Start of Provided material

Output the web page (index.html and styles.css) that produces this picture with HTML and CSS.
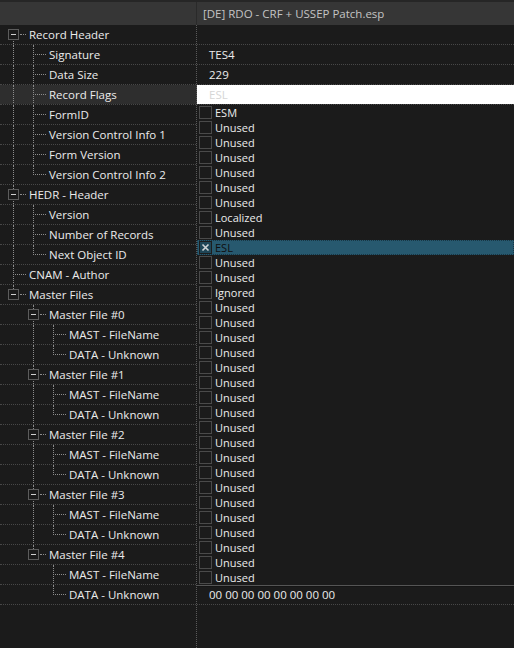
FILE: index.html
```html
<!DOCTYPE html>
<html>
<head>
<meta charset="utf-8">
<link rel="stylesheet" href="styles.css">
</head>
<body>
<div class="view">
  <div class="head">
    <div class="hc1"></div>
    <div class="hc2">[DE] RDO - CRF + USSEP Patch.esp</div>
  </div>
  <div class="tree">
    <div class="row"><div class="name"><span class="g node down"><i class="box"></i></span><span class="label">Record Header</span></div><div class="val"></div></div>
    <div class="row"><div class="name"><span class="g pipe"></span><span class="g tee"></span><span class="label">Signature</span></div><div class="val">TES4</div></div>
    <div class="row"><div class="name"><span class="g pipe"></span><span class="g tee"></span><span class="label">Data Size</span></div><div class="val">229</div></div>
    <div class="row sel"><div class="name"><span class="g pipe"></span><span class="g tee"></span><span class="label">Record Flags</span></div><div class="val edit">ESL</div></div>
    <div class="row"><div class="name"><span class="g pipe"></span><span class="g tee"></span><span class="label">FormID</span></div><div class="val"></div></div>
    <div class="row"><div class="name"><span class="g pipe"></span><span class="g tee"></span><span class="label">Version Control Info 1</span></div><div class="val"></div></div>
    <div class="row"><div class="name"><span class="g pipe"></span><span class="g tee"></span><span class="label">Form Version</span></div><div class="val"></div></div>
    <div class="row"><div class="name"><span class="g pipe"></span><span class="g ell"></span><span class="label">Version Control Info 2</span></div><div class="val"></div></div>
    <div class="row"><div class="name"><span class="g node up down"><i class="box"></i></span><span class="label">HEDR - Header</span></div><div class="val"></div></div>
    <div class="row"><div class="name"><span class="g pipe"></span><span class="g tee"></span><span class="label">Version</span></div><div class="val"></div></div>
    <div class="row"><div class="name"><span class="g pipe"></span><span class="g tee"></span><span class="label">Number of Records</span></div><div class="val"></div></div>
    <div class="row"><div class="name"><span class="g pipe"></span><span class="g ell"></span><span class="label">Next Object ID</span></div><div class="val"></div></div>
    <div class="row"><div class="name"><span class="g tee"></span><span class="label">CNAM - Author</span></div><div class="val"></div></div>
    <div class="row"><div class="name"><span class="g node up"><i class="box"></i></span><span class="label">Master Files</span></div><div class="val"></div></div>

    <div class="row"><div class="name"><span class="g"></span><span class="g node up down"><i class="box"></i></span><span class="label">Master File #0</span></div><div class="val"></div></div>
    <div class="row"><div class="name"><span class="g"></span><span class="g pipe"></span><span class="g tee"></span><span class="label">MAST - FileName</span></div><div class="val"></div></div>
    <div class="row"><div class="name"><span class="g"></span><span class="g pipe"></span><span class="g ell"></span><span class="label">DATA - Unknown</span></div><div class="val"></div></div>

    <div class="row"><div class="name"><span class="g"></span><span class="g node up down"><i class="box"></i></span><span class="label">Master File #1</span></div><div class="val"></div></div>
    <div class="row"><div class="name"><span class="g"></span><span class="g pipe"></span><span class="g tee"></span><span class="label">MAST - FileName</span></div><div class="val"></div></div>
    <div class="row"><div class="name"><span class="g"></span><span class="g pipe"></span><span class="g ell"></span><span class="label">DATA - Unknown</span></div><div class="val"></div></div>

    <div class="row"><div class="name"><span class="g"></span><span class="g node up down"><i class="box"></i></span><span class="label">Master File #2</span></div><div class="val"></div></div>
    <div class="row"><div class="name"><span class="g"></span><span class="g pipe"></span><span class="g tee"></span><span class="label">MAST - FileName</span></div><div class="val"></div></div>
    <div class="row"><div class="name"><span class="g"></span><span class="g pipe"></span><span class="g ell"></span><span class="label">DATA - Unknown</span></div><div class="val"></div></div>

    <div class="row"><div class="name"><span class="g"></span><span class="g node up down"><i class="box"></i></span><span class="label">Master File #3</span></div><div class="val"></div></div>
    <div class="row"><div class="name"><span class="g"></span><span class="g pipe"></span><span class="g tee"></span><span class="label">MAST - FileName</span></div><div class="val"></div></div>
    <div class="row"><div class="name"><span class="g"></span><span class="g pipe"></span><span class="g ell"></span><span class="label">DATA - Unknown</span></div><div class="val"></div></div>

    <div class="row"><div class="name"><span class="g"></span><span class="g node up"><i class="box"></i></span><span class="label">Master File #4</span></div><div class="val"></div></div>
    <div class="row"><div class="name"><span class="g"></span><span class="g"></span><span class="g tee"></span><span class="label">MAST - FileName</span></div><div class="val"></div></div>
    <div class="row"><div class="name"><span class="g"></span><span class="g"></span><span class="g ell"></span><span class="label">DATA - Unknown</span></div><div class="val">00 00 00 00 00 00 00 00</div></div>
  </div>
  <div class="rest"><div class="rc1"></div></div>

  <ul class="dropdown">
    <li><span class="cb"></span><span class="opt">ESM</span></li>
    <li><span class="cb"></span><span class="opt">Unused</span></li>
    <li><span class="cb"></span><span class="opt">Unused</span></li>
    <li><span class="cb"></span><span class="opt">Unused</span></li>
    <li><span class="cb"></span><span class="opt">Unused</span></li>
    <li><span class="cb"></span><span class="opt">Unused</span></li>
    <li><span class="cb"></span><span class="opt">Unused</span></li>
    <li><span class="cb"></span><span class="opt">Localized</span></li>
    <li><span class="cb"></span><span class="opt">Unused</span></li>
    <li class="hl"><span class="cb on"><svg width="11" height="11" viewBox="0 0 11 11"><path d="M2.5 2.5 L8.5 8.5 M8.5 2.5 L2.5 8.5" stroke="#cfd4d6" stroke-width="1.6"/></svg></span><span class="opt">ESL</span></li>
    <li><span class="cb"></span><span class="opt">Unused</span></li>
    <li><span class="cb"></span><span class="opt">Unused</span></li>
    <li><span class="cb"></span><span class="opt">Ignored</span></li>
    <li><span class="cb"></span><span class="opt">Unused</span></li>
    <li><span class="cb"></span><span class="opt">Unused</span></li>
    <li><span class="cb"></span><span class="opt">Unused</span></li>
    <li><span class="cb"></span><span class="opt">Unused</span></li>
    <li><span class="cb"></span><span class="opt">Unused</span></li>
    <li><span class="cb"></span><span class="opt">Unused</span></li>
    <li><span class="cb"></span><span class="opt">Unused</span></li>
    <li><span class="cb"></span><span class="opt">Unused</span></li>
    <li><span class="cb"></span><span class="opt">Unused</span></li>
    <li><span class="cb"></span><span class="opt">Unused</span></li>
    <li><span class="cb"></span><span class="opt">Unused</span></li>
    <li><span class="cb"></span><span class="opt">Unused</span></li>
    <li><span class="cb"></span><span class="opt">Unused</span></li>
    <li><span class="cb"></span><span class="opt">Unused</span></li>
    <li><span class="cb"></span><span class="opt">Unused</span></li>
    <li><span class="cb"></span><span class="opt">Unused</span></li>
    <li><span class="cb"></span><span class="opt">Unused</span></li>
    <li><span class="cb"></span><span class="opt">Unused</span></li>
    <li><span class="cb"></span><span class="opt">Unused</span></li>
  </ul>
</div>
</body>
</html>
```

FILE: styles.css
```css
html, body {
  margin: 0;
  padding: 0;
  background: #1b1b1b;
}
body {
  font-family: "Open Sans", "Noto Sans", "DejaVu Sans", sans-serif;
  font-size: 11.5px;
  color: #ececec;
}
.view {
  position: relative;
  height: 648px;
  display: flex;
  flex-direction: column;
  overflow: hidden;
}
.head {
  flex: none;
  height: 23px;
  border-top: 2px solid #262626;
  background: #363636;
  display: flex;
}
.hc1 {
  width: 196px;
  border-right: 1px solid #2a2a2a;
}
.hc2 {
  padding-left: 6px;
  line-height: 23px;
  color: #c4c4c4;
  white-space: nowrap;
}
.tree {
  flex: none;
  display: flex;
  flex-direction: column;
}
.row {
  height: 20px;
  box-sizing: border-box;
  border-bottom: 1px dotted #474747;
  display: flex;
}
.name {
  flex: none;
  width: 197px;
  box-sizing: border-box;
  border-right: 1px dotted #5a5a5a;
  padding-left: 3px;
  display: flex;
  align-items: stretch;
  white-space: nowrap;
  overflow: hidden;
}
.row.sel .name {
  background: #2e2e2e;
}
.label {
  margin-left: 6px;
  line-height: 19px;
}
.val {
  flex: 1;
  padding-left: 12px;
  line-height: 19px;
  white-space: nowrap;
}
.val.edit {
  background: #ffffff;
  color: #d6d6d6;
}
.g {
  position: relative;
  width: 20px;
  flex: none;
}
.g.pipe::before,
.g.tee::before,
.g.ell::before,
.g.node.up::before {
  content: "";
  position: absolute;
  left: 10px;
  top: 0;
  bottom: -1px;
  border-left: 1px dotted #8c8c8c;
}
.g.ell::before {
  bottom: auto;
  height: 10px;
}
.g.node.up::before {
  bottom: auto;
  height: 4px;
}
.g.node.down .box::before {
  content: "";
  position: absolute;
  left: 4px;
  top: 11px;
  height: 7px;
  border-left: 1px dotted #8c8c8c;
}
.g.tee::after,
.g.ell::after,
.g.node::after {
  content: "";
  position: absolute;
  left: 12px;
  width: 11px;
  top: 9px;
  border-top: 1px dotted #8c8c8c;
}
.g.node::after {
  left: 17px;
  width: 6px;
}
.box {
  position: absolute;
  left: 5px;
  top: 4px;
  width: 9px;
  height: 9px;
  border: 1px solid #5c5c5c;
}
.box::after {
  content: "";
  position: absolute;
  left: 2px;
  top: 4px;
  width: 5px;
  height: 1px;
  background: #cfcfcf;
}
.rest {
  flex: 1;
  display: flex;
}
.rc1 {
  width: 196px;
  border-right: 1px dotted #5a5a5a;
}
.dropdown {
  position: absolute;
  left: 197px;
  right: 0;
  top: 105px;
  margin: 0;
  padding: 0;
  list-style: none;
  background: #1b1b1b;
  border-bottom: 1px solid #555555;
  box-shadow: 0 1px 0 #151515;
}
.dropdown li {
  height: 15px;
  display: flex;
  align-items: center;
  white-space: nowrap;
  color: #ececec;
}
.opt {
  font-size: 11px;
  line-height: 15px;
  height: 15px;
}
.cb {
  width: 11px;
  height: 11px;
  border: 1px solid #4a4a4a;
  margin: 0 3px 0 2px;
  flex: none;
  display: flex;
  align-items: center;
  justify-content: center;
}
.dropdown li.hl {
  background: #27596f;
  outline: 1px dotted #173645;
  outline-offset: -1px;
}
.dropdown li.hl .opt {
  color: #0f0f0f;
}
.cb.on {
  background: #1f4657;
  border-color: #1d1d1d;
}
```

End of Provided material

→ What this task involves
Go through the data and gather every line that holds "index".

→ Written response
Output the web page (index.html and styles.css) that produces this picture with HTML and CSS.
FILE: index.html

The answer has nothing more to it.